### TASK TO COMPLETE
Return the count of lines with the string "this" in them, and nothing else.

Collection entries
- - -

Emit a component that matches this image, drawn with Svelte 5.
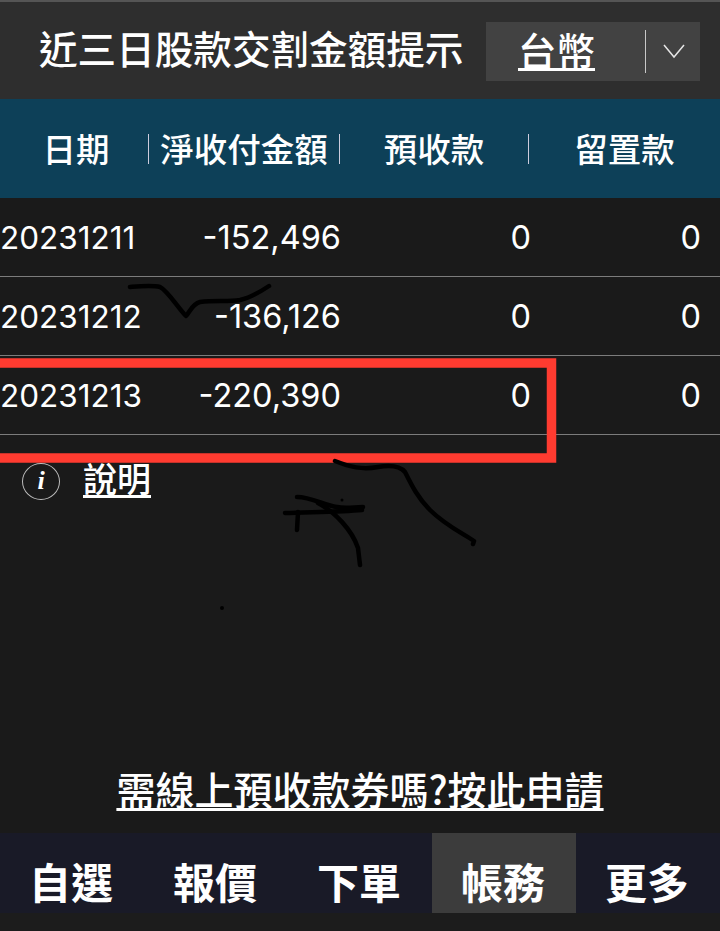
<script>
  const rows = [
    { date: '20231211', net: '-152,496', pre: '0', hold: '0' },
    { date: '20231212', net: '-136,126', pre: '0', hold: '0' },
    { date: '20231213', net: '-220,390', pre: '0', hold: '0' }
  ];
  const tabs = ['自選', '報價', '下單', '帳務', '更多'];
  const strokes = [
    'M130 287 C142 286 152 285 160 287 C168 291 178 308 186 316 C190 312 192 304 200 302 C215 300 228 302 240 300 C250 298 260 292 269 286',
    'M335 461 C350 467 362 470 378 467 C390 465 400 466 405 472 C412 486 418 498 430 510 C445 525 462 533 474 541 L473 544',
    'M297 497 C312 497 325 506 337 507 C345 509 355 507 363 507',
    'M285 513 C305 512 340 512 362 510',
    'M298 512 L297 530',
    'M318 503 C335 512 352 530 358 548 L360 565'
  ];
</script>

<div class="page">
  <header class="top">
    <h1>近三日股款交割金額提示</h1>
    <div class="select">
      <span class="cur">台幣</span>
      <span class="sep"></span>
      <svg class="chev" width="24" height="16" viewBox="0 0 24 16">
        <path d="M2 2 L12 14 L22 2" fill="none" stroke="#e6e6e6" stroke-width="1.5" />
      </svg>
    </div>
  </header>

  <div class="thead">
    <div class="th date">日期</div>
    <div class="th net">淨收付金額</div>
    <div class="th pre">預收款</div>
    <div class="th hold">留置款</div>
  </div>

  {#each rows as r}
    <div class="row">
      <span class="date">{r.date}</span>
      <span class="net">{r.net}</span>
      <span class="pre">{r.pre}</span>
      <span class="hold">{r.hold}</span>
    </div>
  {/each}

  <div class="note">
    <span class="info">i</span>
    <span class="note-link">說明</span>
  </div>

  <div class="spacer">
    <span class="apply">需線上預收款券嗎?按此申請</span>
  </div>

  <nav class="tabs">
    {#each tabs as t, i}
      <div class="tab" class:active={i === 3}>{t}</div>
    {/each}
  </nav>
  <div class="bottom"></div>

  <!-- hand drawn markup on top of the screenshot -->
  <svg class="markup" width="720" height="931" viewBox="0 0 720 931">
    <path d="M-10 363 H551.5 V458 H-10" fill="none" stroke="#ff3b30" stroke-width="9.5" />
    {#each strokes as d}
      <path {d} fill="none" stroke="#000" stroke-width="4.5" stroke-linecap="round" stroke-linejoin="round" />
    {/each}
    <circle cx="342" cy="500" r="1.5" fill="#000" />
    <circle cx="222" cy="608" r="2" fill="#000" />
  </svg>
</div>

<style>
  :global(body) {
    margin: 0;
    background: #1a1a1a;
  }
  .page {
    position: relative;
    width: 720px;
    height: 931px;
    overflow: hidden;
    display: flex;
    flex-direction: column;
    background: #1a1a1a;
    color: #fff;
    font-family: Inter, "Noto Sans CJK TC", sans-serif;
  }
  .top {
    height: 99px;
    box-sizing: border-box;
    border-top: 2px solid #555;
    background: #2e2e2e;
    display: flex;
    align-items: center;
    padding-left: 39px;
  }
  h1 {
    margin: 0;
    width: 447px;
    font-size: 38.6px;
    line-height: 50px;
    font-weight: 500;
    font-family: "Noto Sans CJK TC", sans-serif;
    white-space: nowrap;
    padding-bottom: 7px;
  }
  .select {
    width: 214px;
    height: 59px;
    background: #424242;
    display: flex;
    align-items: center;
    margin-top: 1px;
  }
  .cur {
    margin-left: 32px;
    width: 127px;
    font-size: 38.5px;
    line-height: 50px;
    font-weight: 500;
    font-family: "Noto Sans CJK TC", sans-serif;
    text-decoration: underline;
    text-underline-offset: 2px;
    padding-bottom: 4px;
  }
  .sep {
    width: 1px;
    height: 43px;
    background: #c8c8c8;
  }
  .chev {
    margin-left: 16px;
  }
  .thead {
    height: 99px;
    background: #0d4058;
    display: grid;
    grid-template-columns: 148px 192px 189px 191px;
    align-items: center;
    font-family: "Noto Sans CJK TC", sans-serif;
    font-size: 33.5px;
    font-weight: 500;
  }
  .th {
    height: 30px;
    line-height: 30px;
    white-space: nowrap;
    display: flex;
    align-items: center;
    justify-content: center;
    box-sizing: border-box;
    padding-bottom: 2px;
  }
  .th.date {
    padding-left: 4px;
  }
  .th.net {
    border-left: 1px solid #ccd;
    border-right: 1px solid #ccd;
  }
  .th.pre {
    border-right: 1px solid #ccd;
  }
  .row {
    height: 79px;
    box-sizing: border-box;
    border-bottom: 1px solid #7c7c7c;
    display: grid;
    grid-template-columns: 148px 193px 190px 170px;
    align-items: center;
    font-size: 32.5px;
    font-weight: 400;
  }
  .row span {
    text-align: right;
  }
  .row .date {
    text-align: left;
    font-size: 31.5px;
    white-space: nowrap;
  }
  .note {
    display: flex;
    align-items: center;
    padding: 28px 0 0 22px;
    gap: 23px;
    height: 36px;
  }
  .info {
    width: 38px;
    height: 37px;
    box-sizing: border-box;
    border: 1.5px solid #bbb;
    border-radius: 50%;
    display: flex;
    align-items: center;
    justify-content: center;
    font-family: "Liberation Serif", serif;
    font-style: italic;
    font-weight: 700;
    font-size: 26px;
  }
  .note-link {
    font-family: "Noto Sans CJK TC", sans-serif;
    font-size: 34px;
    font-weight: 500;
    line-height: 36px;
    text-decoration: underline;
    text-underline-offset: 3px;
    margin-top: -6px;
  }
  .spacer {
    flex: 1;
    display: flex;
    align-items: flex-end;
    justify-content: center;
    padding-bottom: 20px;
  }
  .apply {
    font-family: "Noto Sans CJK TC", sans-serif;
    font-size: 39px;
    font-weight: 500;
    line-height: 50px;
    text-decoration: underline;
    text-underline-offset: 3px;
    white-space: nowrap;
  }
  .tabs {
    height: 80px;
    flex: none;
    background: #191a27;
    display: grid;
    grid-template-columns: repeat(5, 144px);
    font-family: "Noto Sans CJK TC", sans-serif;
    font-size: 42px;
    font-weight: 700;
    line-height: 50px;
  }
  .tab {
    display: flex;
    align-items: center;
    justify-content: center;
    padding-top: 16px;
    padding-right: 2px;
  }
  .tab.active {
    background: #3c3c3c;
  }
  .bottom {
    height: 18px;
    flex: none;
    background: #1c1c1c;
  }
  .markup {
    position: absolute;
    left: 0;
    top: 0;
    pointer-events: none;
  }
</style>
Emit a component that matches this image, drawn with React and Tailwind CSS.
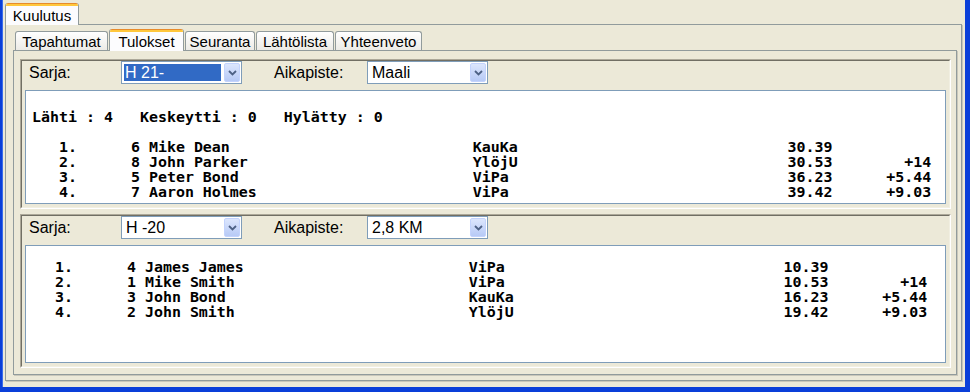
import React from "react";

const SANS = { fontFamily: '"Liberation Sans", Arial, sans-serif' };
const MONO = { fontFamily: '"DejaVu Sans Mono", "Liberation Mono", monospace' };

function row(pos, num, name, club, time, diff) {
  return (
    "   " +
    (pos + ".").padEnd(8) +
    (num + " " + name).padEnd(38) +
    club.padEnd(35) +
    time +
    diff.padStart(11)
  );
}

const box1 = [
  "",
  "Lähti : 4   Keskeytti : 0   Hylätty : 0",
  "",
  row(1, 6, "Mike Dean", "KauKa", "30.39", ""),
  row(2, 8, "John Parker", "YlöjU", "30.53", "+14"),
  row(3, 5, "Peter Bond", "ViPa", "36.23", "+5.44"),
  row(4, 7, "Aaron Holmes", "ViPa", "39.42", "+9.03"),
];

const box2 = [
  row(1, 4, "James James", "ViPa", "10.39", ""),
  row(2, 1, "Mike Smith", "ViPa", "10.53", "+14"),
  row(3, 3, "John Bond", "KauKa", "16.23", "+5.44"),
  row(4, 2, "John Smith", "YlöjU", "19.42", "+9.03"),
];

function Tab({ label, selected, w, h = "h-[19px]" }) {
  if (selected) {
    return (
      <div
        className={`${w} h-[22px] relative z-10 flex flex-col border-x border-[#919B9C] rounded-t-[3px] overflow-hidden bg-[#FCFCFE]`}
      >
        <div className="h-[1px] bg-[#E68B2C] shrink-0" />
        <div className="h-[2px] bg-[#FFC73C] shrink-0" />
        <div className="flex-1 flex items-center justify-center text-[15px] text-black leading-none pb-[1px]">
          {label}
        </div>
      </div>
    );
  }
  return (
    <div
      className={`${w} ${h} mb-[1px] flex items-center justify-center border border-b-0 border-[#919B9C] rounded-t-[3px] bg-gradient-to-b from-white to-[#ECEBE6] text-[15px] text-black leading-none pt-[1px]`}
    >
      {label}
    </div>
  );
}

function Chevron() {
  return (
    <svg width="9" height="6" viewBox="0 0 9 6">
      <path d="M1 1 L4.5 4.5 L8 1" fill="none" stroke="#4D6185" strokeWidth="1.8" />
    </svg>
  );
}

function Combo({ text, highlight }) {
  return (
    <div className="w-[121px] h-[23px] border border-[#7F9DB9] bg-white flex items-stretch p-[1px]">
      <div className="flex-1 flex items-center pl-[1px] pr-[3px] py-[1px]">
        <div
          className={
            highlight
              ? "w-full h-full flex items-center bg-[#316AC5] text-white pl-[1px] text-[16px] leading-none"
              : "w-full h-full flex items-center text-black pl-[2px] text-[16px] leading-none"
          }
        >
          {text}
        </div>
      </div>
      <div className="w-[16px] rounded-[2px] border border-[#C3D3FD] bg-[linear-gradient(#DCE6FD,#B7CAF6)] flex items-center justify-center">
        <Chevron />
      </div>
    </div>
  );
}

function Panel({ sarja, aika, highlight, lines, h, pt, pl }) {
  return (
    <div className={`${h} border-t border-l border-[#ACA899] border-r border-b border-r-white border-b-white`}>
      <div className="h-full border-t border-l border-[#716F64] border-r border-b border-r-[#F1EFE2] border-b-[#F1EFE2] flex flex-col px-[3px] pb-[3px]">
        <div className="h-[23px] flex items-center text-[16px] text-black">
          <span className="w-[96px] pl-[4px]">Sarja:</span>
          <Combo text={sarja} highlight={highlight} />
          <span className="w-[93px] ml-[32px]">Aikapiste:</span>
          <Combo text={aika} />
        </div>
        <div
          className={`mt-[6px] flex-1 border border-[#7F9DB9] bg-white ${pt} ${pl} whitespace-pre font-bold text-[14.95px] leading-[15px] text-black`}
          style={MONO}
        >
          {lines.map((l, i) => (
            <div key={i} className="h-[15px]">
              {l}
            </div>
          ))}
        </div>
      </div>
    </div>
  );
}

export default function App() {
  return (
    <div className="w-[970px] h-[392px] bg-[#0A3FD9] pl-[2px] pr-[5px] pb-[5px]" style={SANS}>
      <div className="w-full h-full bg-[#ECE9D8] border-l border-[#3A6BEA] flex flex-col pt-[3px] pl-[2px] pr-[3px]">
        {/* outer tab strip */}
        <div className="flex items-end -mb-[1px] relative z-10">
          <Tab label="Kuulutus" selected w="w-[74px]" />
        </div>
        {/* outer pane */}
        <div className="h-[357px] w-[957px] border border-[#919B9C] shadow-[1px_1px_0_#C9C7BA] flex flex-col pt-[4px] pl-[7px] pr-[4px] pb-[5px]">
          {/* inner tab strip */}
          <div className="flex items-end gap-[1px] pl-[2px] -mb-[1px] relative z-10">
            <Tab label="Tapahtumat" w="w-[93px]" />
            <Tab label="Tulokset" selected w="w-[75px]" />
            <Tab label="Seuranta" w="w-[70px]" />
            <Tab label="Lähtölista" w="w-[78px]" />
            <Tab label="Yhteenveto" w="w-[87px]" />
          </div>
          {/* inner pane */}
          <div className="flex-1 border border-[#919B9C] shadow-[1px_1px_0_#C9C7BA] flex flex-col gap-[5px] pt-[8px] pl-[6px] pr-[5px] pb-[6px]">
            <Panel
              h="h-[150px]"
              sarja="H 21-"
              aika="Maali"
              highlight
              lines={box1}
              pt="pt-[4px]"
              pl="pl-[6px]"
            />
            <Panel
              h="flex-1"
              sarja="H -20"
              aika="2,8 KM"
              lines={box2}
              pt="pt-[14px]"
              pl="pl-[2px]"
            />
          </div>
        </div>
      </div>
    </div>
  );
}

- - -

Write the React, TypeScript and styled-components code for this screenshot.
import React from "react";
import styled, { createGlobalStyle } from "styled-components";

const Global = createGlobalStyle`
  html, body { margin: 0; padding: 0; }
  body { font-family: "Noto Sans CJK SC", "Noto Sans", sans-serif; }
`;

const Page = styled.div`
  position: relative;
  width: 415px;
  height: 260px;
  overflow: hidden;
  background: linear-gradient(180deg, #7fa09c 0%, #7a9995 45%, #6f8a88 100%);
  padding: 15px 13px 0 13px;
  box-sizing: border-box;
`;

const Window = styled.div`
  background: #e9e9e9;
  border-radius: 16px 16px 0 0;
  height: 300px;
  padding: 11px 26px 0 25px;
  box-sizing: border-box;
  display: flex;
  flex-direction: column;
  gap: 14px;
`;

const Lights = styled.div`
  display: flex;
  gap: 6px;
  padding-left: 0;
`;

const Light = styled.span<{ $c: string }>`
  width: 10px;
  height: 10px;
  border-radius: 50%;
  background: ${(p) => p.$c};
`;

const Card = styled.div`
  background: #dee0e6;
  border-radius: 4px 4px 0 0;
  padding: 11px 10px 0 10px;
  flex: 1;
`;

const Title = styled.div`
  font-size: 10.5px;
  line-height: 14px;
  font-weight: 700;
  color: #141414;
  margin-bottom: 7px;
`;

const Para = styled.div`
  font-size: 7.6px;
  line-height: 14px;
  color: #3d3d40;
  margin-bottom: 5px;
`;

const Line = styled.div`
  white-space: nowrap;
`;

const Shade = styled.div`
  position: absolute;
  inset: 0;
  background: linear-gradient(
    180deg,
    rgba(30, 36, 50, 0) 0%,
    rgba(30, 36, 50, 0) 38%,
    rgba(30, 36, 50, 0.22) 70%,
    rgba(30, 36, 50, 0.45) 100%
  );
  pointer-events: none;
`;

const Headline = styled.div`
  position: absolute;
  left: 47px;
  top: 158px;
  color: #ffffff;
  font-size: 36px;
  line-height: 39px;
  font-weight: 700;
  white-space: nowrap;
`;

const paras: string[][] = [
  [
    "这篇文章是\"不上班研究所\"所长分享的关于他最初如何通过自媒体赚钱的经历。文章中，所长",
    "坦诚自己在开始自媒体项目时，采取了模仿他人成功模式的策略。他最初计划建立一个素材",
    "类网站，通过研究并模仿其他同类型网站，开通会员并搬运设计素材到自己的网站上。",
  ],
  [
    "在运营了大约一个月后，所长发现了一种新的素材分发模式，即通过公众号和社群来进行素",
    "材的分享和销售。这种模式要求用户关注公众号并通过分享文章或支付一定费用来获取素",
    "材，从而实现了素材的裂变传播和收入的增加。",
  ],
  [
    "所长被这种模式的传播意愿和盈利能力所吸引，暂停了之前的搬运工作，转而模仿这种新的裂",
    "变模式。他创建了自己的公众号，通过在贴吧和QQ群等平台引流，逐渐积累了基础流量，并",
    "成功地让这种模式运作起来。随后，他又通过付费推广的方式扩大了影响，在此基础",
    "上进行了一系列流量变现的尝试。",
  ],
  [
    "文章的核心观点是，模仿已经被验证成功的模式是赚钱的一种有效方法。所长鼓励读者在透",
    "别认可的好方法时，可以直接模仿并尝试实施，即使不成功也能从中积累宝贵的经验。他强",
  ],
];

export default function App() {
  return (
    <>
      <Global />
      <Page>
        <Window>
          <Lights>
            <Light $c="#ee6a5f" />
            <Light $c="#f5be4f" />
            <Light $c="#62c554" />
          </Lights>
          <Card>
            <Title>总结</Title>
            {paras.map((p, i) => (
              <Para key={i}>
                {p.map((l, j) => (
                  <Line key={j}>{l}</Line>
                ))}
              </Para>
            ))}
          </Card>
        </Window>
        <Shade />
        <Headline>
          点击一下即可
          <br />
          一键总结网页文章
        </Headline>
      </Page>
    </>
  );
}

- - -

### RESPONSE
3